The great problem for the teacher in this connection is so to organize both control and instruction that the largest possible opportunity is given to pupils for the exercise of their own powers of will in all school relations.

6. FREEDOM OF THE WILL, OR THE EXTENT OF ITS CONTROL

We have seen in this discussion that will is a mode of control—control of our thoughts and, through our thoughts, of our actions. Will may be looked upon, then, as the culmination of the mental life, the highest form of directive agent within us. Beginning with the direction of the simplest movements, it goes on until it governs the current of our life in the pursuit of some distant ideal.

Limitations of the Will.—Just how far the will can go in its control, just how far man is a free moral agent, has long been one of the mooted questions among the philosophers. But some few facts are clear. If the will can exercise full control over all our acts, it by this very fact determines our character; and character spells destiny. There is not the least doubt, however, that the will in thus directing us in the achievement of a destiny works under two limitations: First, every individual enters upon life with a large stock of inherited tendencies, which go far to shape his interests and aspirations. And these are important factors in the work of volition. Second, we all have our setting in the midst of a great material and social environment, which is largely beyond our power to modify, and whose influences are constantly playing upon us and molding us according to their type.

These Limitations the Conditions of Freedom.—Yet there is nothing in this thought to discourage us. For these very limitations have in them our hope of a larger freedom. Man's heredity, coming to him through ages of conflict with the forces of nature, with his brother man, and with himself, has deeply instilled in him the spirit of independence and self-control. It has trained him to deliberate, to choose, to achieve. It has developed in him the power to will. Likewise man's environment, in which he must live and work, furnishes the problems which his life work is to solve, and out of whose solution will receives its only true development.

It is through the action and interaction of these two factors, then, that man is to work out his destiny. What he is, coupled with what he may do, leads him to what he may become. Every man possesses in some degree a spark of divinity, a sovereign individuality, a power of independent initiative. This is all he needs to make him free—free to do his best in whatever walk of life he finds himself. If he will but do this, the doing of it will lead him into a constantly growing freedom, and he can voice the cry of every earnest heart:

Build thee more stately mansions, O my soul!
As the swift seasons roll!
Leave thy low-vaulted past!
Let each new temple, nobler than the last,
Shut thee from heaven with a dome more vast,
Till thou at length art free,
Leaving thine outgrown shell by life's unresting sea!

7. PROBLEMS IN OBSERVATION AND INTROSPECTION

1. Give illustrations from your own experience of the various types of action mentioned in this discussion. From your own experience of the last hour, what examples of impulsive action can you give?

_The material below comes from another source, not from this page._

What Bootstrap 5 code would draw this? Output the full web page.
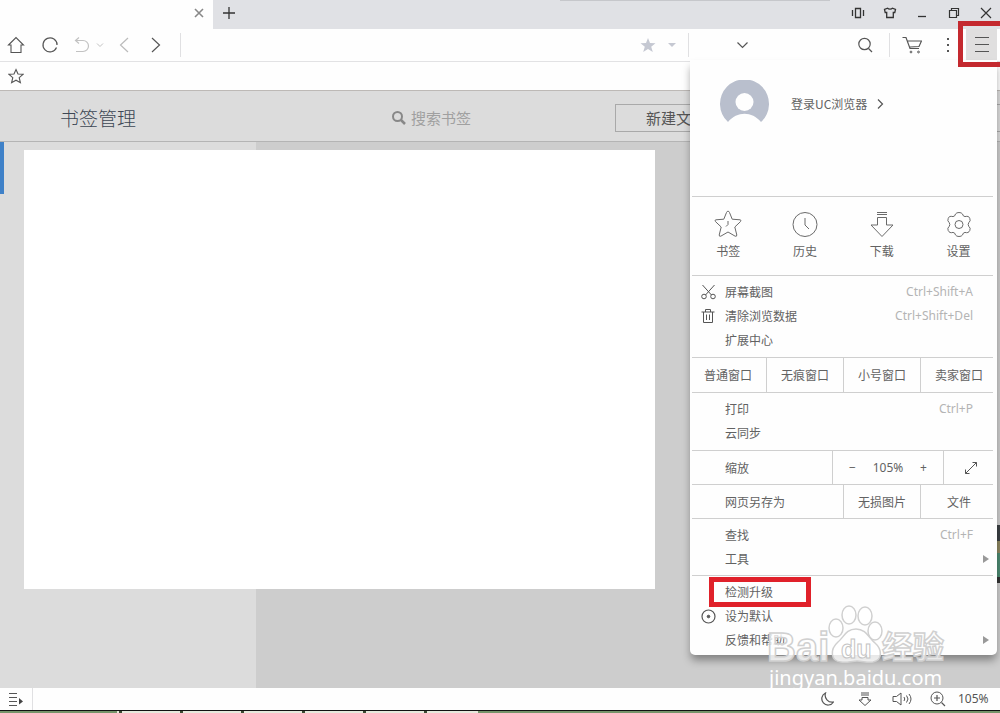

Would it have been better in some cases had you stopped to deliberate?

2. Are you easily influenced by prejudice or personal preference in making decisions? What recent decisions have been thus affected? Can you classify the various ones of your decisions which you can recall under the four types mentioned in the text? Under which class does the largest number fall? Have you a tendency to drift with the crowd? Are you independent in deciding upon and following out a line of action? What is the value of advice? Ought advice to do more than to assist in getting all the evidence on a case before the one who is to decide?